- AVAILABLE DATA:
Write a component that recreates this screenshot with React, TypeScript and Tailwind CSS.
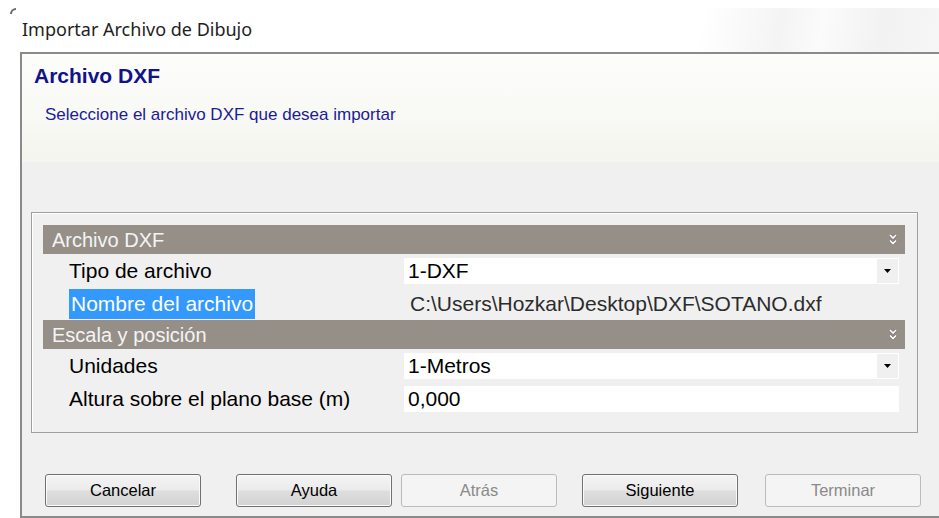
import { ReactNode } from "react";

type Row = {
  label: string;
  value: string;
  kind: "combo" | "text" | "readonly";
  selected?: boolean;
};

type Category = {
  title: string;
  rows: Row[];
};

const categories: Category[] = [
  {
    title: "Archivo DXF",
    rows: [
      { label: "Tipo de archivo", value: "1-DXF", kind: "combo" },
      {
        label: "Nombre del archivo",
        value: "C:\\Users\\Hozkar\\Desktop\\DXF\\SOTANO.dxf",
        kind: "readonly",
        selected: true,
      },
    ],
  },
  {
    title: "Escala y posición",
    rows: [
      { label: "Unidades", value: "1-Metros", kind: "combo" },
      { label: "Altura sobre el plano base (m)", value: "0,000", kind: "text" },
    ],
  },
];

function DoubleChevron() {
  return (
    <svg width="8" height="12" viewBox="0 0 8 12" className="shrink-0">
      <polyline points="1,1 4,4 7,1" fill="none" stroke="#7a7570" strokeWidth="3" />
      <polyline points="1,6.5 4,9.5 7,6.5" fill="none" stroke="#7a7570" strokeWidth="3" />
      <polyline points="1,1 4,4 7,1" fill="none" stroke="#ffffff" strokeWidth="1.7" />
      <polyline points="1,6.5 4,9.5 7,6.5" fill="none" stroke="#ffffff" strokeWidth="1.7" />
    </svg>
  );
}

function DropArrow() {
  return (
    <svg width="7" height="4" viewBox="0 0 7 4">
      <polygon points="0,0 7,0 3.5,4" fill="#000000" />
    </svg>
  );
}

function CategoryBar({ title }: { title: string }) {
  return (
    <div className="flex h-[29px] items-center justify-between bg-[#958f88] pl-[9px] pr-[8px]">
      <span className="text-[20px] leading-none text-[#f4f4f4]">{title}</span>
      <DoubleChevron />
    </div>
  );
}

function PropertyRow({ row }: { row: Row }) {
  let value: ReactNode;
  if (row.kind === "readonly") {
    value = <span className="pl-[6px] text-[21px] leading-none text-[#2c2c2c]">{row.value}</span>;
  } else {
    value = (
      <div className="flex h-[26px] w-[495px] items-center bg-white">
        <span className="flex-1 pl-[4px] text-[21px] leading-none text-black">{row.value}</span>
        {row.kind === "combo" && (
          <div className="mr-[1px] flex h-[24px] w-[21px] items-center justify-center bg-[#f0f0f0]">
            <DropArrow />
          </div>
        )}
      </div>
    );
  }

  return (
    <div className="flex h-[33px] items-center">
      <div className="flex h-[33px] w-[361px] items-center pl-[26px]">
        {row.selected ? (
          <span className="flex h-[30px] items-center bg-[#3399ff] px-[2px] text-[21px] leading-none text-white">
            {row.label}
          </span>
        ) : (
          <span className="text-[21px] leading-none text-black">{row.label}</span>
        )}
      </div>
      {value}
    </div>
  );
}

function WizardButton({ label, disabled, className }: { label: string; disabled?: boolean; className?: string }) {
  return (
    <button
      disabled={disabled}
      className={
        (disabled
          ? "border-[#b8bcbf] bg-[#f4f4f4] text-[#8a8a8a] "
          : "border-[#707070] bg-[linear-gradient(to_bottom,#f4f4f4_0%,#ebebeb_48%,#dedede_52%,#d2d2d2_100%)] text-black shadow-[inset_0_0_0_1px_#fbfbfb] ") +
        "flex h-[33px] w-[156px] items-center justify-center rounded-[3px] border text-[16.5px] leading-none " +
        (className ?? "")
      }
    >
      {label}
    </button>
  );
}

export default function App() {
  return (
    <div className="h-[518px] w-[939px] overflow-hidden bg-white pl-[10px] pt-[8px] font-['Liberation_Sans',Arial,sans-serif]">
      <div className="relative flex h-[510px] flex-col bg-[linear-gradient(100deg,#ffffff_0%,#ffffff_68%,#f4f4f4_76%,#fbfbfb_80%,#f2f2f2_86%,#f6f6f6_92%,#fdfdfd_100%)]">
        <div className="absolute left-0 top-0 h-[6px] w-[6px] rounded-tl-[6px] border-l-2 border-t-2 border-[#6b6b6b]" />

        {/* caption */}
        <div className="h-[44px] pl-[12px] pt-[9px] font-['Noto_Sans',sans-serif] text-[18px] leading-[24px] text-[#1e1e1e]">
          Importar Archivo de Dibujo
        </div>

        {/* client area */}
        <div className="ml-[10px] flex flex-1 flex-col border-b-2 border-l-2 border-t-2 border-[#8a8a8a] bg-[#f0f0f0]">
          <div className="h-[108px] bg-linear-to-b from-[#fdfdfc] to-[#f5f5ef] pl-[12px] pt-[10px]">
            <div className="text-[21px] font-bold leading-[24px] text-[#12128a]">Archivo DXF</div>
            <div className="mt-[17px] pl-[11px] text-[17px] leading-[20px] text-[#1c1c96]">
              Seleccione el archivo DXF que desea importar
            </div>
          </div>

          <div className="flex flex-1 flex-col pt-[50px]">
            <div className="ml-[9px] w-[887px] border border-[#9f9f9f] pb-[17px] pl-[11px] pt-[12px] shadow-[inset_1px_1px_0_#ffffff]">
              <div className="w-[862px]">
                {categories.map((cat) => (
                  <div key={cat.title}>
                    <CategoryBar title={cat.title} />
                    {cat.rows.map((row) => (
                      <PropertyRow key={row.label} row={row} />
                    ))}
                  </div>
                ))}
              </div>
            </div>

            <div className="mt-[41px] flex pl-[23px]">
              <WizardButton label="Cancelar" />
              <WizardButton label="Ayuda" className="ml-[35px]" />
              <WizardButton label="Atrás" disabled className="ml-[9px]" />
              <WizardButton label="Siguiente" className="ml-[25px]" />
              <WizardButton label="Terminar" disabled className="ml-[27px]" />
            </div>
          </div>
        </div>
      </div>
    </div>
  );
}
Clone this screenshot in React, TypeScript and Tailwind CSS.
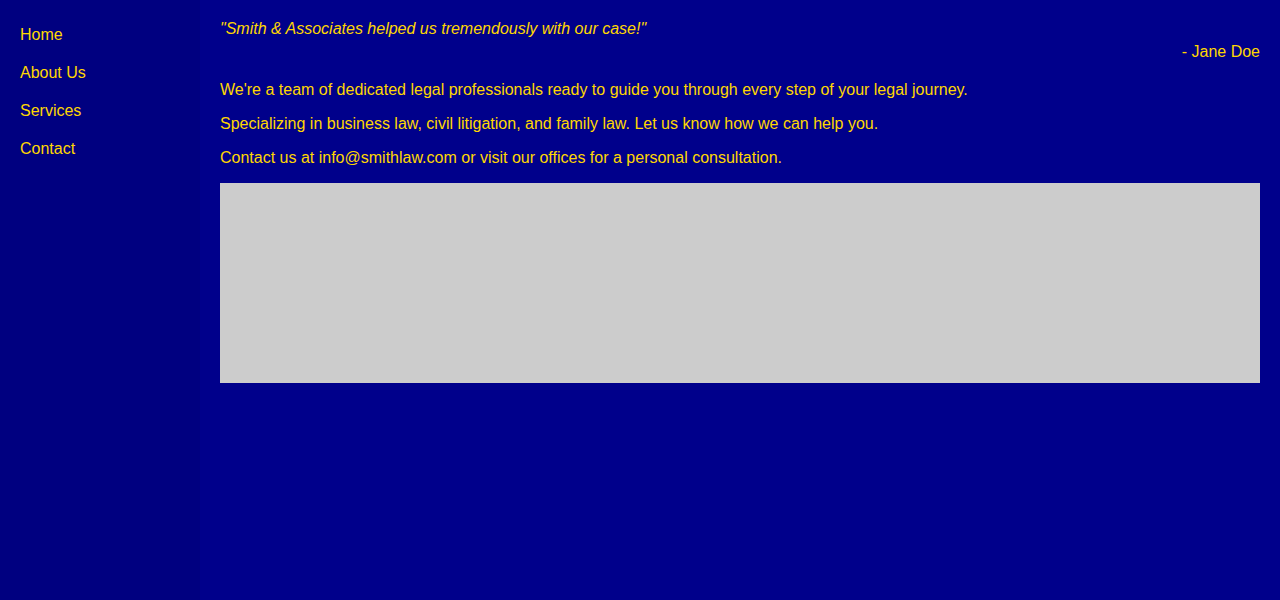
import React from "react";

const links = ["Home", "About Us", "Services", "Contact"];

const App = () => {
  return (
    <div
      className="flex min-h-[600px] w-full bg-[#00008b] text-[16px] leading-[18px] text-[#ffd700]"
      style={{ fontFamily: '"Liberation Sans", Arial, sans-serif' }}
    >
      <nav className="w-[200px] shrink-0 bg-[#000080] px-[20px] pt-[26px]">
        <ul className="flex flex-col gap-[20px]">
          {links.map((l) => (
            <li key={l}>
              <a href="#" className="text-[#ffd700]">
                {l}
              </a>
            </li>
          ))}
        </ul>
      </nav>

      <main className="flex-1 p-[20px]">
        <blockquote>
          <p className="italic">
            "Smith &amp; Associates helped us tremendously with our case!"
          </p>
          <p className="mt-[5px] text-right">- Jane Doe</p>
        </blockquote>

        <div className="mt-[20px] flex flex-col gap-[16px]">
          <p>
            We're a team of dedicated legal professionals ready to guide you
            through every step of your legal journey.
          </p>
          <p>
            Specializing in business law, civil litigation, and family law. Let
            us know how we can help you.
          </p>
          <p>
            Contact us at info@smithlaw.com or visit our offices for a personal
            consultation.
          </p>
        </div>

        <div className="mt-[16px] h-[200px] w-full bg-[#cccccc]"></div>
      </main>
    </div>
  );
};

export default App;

- WORK TO BE COMPLETED:
Give the count of lines in the data above that hold the string "this", with no additional words.

- WRITTEN ANSWER:
2